# Work instructions
Leave out the pictures and reproduce all of the data exactly.

>>>

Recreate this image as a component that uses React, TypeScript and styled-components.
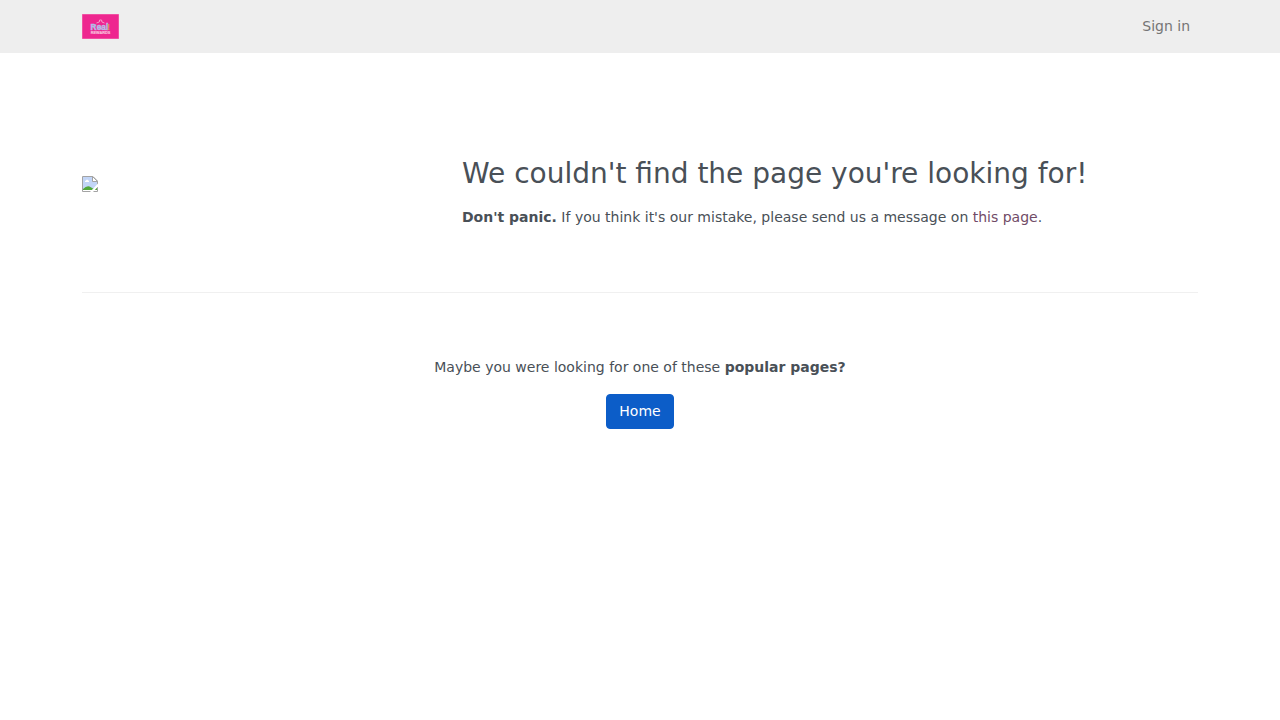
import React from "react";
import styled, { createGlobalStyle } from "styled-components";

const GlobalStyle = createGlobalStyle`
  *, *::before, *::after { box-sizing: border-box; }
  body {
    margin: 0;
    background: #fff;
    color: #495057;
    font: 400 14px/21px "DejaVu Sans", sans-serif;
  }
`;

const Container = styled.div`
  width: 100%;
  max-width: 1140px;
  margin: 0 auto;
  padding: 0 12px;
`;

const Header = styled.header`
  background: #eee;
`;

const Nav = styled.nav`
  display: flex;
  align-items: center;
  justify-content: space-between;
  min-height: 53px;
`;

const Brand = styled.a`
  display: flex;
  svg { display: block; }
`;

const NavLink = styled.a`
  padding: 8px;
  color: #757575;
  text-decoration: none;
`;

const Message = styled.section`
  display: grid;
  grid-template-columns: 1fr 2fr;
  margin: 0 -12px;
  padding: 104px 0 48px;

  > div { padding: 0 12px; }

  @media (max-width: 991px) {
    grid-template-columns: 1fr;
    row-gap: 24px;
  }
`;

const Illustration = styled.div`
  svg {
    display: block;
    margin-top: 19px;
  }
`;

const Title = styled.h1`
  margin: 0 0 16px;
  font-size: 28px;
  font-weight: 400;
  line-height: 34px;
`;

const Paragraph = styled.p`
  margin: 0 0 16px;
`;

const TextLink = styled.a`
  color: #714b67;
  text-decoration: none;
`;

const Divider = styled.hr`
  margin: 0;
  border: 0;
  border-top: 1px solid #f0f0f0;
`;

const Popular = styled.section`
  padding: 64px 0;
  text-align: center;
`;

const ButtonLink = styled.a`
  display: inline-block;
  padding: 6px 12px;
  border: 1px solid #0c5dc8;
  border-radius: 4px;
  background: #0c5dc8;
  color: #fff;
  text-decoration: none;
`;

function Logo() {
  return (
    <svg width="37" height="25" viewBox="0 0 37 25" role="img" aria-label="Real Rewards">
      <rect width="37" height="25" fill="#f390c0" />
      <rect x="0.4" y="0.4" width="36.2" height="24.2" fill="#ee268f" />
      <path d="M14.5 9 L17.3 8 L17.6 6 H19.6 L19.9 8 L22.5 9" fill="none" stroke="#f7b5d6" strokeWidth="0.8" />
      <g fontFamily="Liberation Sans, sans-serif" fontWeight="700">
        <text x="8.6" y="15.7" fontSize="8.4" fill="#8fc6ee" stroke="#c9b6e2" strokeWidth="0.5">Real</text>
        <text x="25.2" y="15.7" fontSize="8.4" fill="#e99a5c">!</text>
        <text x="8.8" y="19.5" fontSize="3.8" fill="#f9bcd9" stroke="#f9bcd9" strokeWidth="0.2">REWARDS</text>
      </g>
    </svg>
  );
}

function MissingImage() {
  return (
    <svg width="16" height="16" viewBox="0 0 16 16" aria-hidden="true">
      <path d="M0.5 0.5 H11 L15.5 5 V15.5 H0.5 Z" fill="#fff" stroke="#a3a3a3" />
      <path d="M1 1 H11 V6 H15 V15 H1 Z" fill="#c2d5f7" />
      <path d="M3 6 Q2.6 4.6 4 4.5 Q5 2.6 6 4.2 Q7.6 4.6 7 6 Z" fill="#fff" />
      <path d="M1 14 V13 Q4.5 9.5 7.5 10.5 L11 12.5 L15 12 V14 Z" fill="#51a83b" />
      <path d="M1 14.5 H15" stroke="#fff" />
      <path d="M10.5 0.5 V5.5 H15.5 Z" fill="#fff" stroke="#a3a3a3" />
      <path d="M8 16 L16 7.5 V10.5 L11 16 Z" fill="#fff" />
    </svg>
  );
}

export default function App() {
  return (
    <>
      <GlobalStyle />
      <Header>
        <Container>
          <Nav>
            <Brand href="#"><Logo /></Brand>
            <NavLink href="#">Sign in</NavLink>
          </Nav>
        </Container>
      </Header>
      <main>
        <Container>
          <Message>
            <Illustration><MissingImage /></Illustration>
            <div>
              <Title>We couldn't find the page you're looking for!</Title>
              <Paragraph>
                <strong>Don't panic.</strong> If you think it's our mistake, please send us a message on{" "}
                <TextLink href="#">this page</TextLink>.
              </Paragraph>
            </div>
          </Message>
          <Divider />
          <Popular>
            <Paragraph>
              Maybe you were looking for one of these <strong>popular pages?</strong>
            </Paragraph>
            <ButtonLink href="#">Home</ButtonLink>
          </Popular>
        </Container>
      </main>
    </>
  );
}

<<<

# Response to this exercise
Recreate this image as a component that uses React, TypeScript and styled-components.
import React from "react";
import styled, { createGlobalStyle } from "styled-components";

const GlobalStyle = createGlobalStyle`
  *, *::before, *::after { box-sizing: border-box; }
  body {
    margin: 0;
    background: #fff;
    color: #495057;
    font: 400 14px/21px "DejaVu Sans", sans-serif;
  }
`;

const Container = styled.div`
  width: 100%;
  max-width: 1140px;
  margin: 0 auto;
  padding: 0 12px;
`;

const Header = styled.header`
  background: #eee;
`;

const Nav = styled.nav`
  display: flex;
  align-items: center;
  justify-content: space-between;
  min-height: 53px;
`;

const Brand = styled.a`
  display: flex;
  svg { display: block; }
`;

const NavLink = styled.a`
  padding: 8px;
  color: #757575;
  text-decoration: none;
`;

const Message = styled.section`
  display: grid;
  grid-template-columns: 1fr 2fr;
  margin: 0 -12px;
  padding: 104px 0 48px;

  > div { padding: 0 12px; }

  @media (max-width: 991px) {
    grid-template-columns: 1fr;
    row-gap: 24px;
  }
`;

const Illustration = styled.div`
  svg {
    display: block;
    margin-top: 19px;
  }
`;

const Title = styled.h1`
  margin: 0 0 16px;
  font-size: 28px;
  font-weight: 400;
  line-height: 34px;
`;

const Paragraph = styled.p`
  margin: 0 0 16px;
`;

const TextLink = styled.a`
  color: #714b67;
  text-decoration: none;
`;

const Divider = styled.hr`
  margin: 0;
  border: 0;
  border-top: 1px solid #f0f0f0;
`;

const Popular = styled.section`
  padding: 64px 0;
  text-align: center;
`;

const ButtonLink = styled.a`
  display: inline-block;
  padding: 6px 12px;
  border: 1px solid #0c5dc8;
  border-radius: 4px;
  background: #0c5dc8;
  color: #fff;
  text-decoration: none;
`;

function Logo() {
  return (
    <svg width="37" height="25" viewBox="0 0 37 25" role="img" aria-label="Real Rewards">
      <rect width="37" height="25" fill="#f390c0" />
      <rect x="0.4" y="0.4" width="36.2" height="24.2" fill="#ee268f" />
      <path d="M14.5 9 L17.3 8 L17.6 6 H19.6 L19.9 8 L22.5 9" fill="none" stroke="#f7b5d6" strokeWidth="0.8" />
      <g fontFamily="Liberation Sans, sans-serif" fontWeight="700">
        <text x="8.6" y="15.7" fontSize="8.4" fill="#8fc6ee" stroke="#c9b6e2" strokeWidth="0.5">Real</text>
        <text x="25.2" y="15.7" fontSize="8.4" fill="#e99a5c">!</text>
        <text x="8.8" y="19.5" fontSize="3.8" fill="#f9bcd9" stroke="#f9bcd9" strokeWidth="0.2">REWARDS</text>
      </g>
    </svg>
  );
}

function MissingImage() {
  return (
    <svg width="16" height="16" viewBox="0 0 16 16" aria-hidden="true">
      <path d="M0.5 0.5 H11 L15.5 5 V15.5 H0.5 Z" fill="#fff" stroke="#a3a3a3" />
      <path d="M1 1 H11 V6 H15 V15 H1 Z" fill="#c2d5f7" />
      <path d="M3 6 Q2.6 4.6 4 4.5 Q5 2.6 6 4.2 Q7.6 4.6 7 6 Z" fill="#fff" />
      <path d="M1 14 V13 Q4.5 9.5 7.5 10.5 L11 12.5 L15 12 V14 Z" fill="#51a83b" />
      <path d="M1 14.5 H15" stroke="#fff" />
      <path d="M10.5 0.5 V5.5 H15.5 Z" fill="#fff" stroke="#a3a3a3" />
      <path d="M8 16 L16 7.5 V10.5 L11 16 Z" fill="#fff" />
    </svg>
  );
}

export default function App() {
  return (
    <>
      <GlobalStyle />
      <Header>
        <Container>
          <Nav>
            <Brand href="#"><Logo /></Brand>
            <NavLink href="#">Sign in</NavLink>
          </Nav>
        </Container>
      </Header>
      <main>
        <Container>
          <Message>
            <Illustration><MissingImage /></Illustration>
            <div>
              <Title>We couldn't find the page you're looking for!</Title>
              <Paragraph>
                <strong>Don't panic.</strong> If you think it's our mistake, please send us a message on{" "}
                <TextLink href="#">this page</TextLink>.
              </Paragraph>
            </div>
          </Message>
          <Divider />
          <Popular>
            <Paragraph>
              Maybe you were looking for one of these <strong>popular pages?</strong>
            </Paragraph>
            <ButtonLink href="#">Home</ButtonLink>
          </Popular>
        </Container>
      </main>
    </>
  );
}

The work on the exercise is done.